Kommt auch hier die erforderliche Mehrheit zustande, kann das Gesetz Präsident Recep Tayyip Erdoğan zur Unterfertigung vorgelegt werden, die erforderlich ist, damit es in Kraft treten kann. Noch am Mittwoch hatten lediglich knapp 350 Abgeordnete der Vorlage zugestimmt. Bei einer Anzahl der Voten zwischen 330 und 366 hätte das Gesetz nur in Kraft treten können, wenn es zuvor durch Präsident Recep Tayyip Erdoğan dem Volk zum Referendum vorgelegt worden wäre.

Die CHP hatte bereits im Vorfeld der ersten Abstimmung angekündigt, der Vorlage zuzustimmen. Tatsächlich hat ein großer Teil der Abgeordneten jedoch am Mittwoch dagegen votiert. Offenbar haben jedoch Bedenken aufseiten des Parteivorstandes, in einem Referendum zu unterliegen oder in der Bevölkerung in die Nähe der PKK-nahen „Demokratischen Partei der Völker“ (HDP), die geschlossen gegen die Motion stimmte, gerückt zu werden, zu einer Kursänderung geführt. Von der Aufhebung der Immunität wären Dutzende Abgeordnete der HDP betroffen, denen Unterstützung einer terroristischen Vereinigung zur Last gelegt wird.
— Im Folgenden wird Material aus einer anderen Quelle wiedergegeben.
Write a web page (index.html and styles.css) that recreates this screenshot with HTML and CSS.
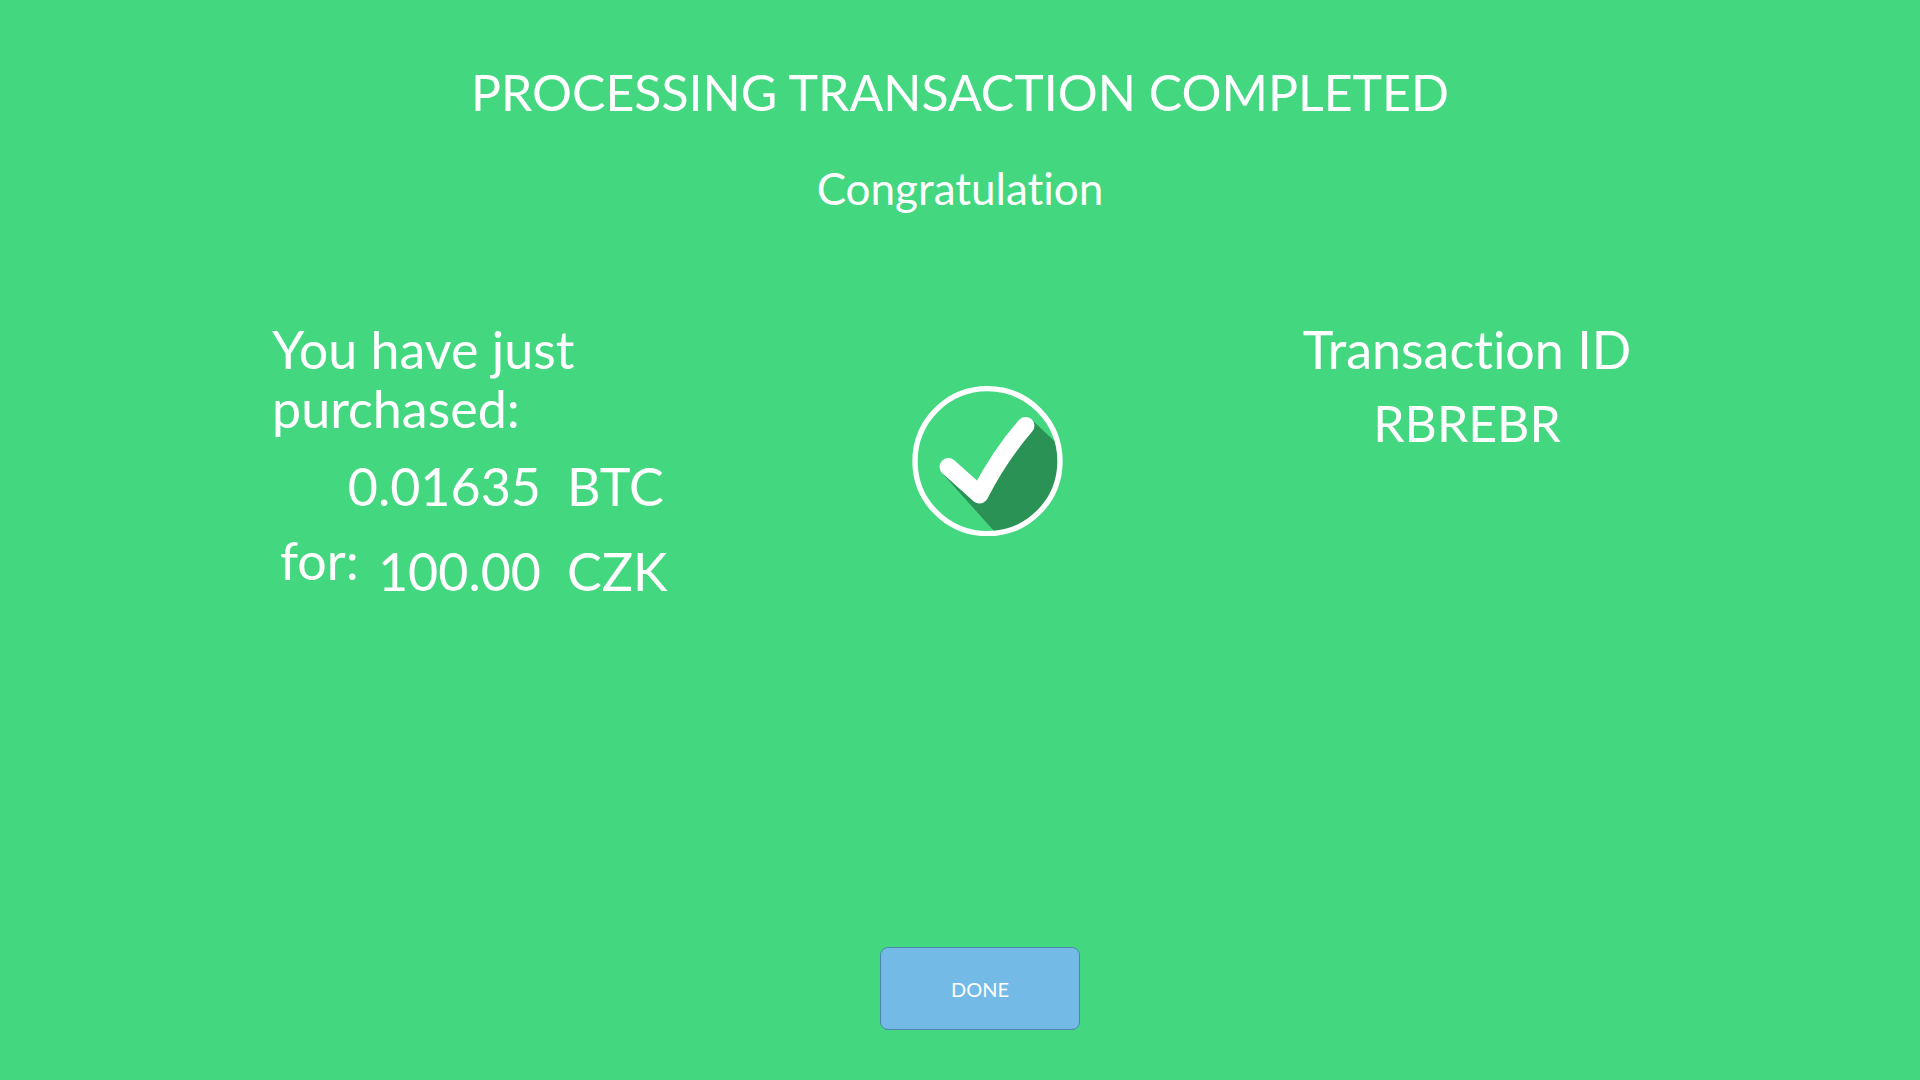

In Deutschland haben Politiker und Kommentatoren die auch von zahlreichen Abgeordneten der Opposition mitgetragene Neuregelung zur parlamentarischen Immunität in der Türkei kritisiert. Unter anderem erklärte Bundestagspräsident Norbert Lammert, diese sei Abschaffung der Immunität sei ein Zeichen zunehmender „autokratischer Ambitionen“ des türkischen Präsidenten Recep Tayyip Erdoğan. Vor zwei Monaten noch hatte sich Lammert einem Bericht des „Tagesspiegels“ zufolge mit Blick auf die Berichterstattung über das Verfahren gegen den Grünen-Politiker Volker Beck dafür ausgesprochen, die Immunität von Parlamentariern abzuschaffen.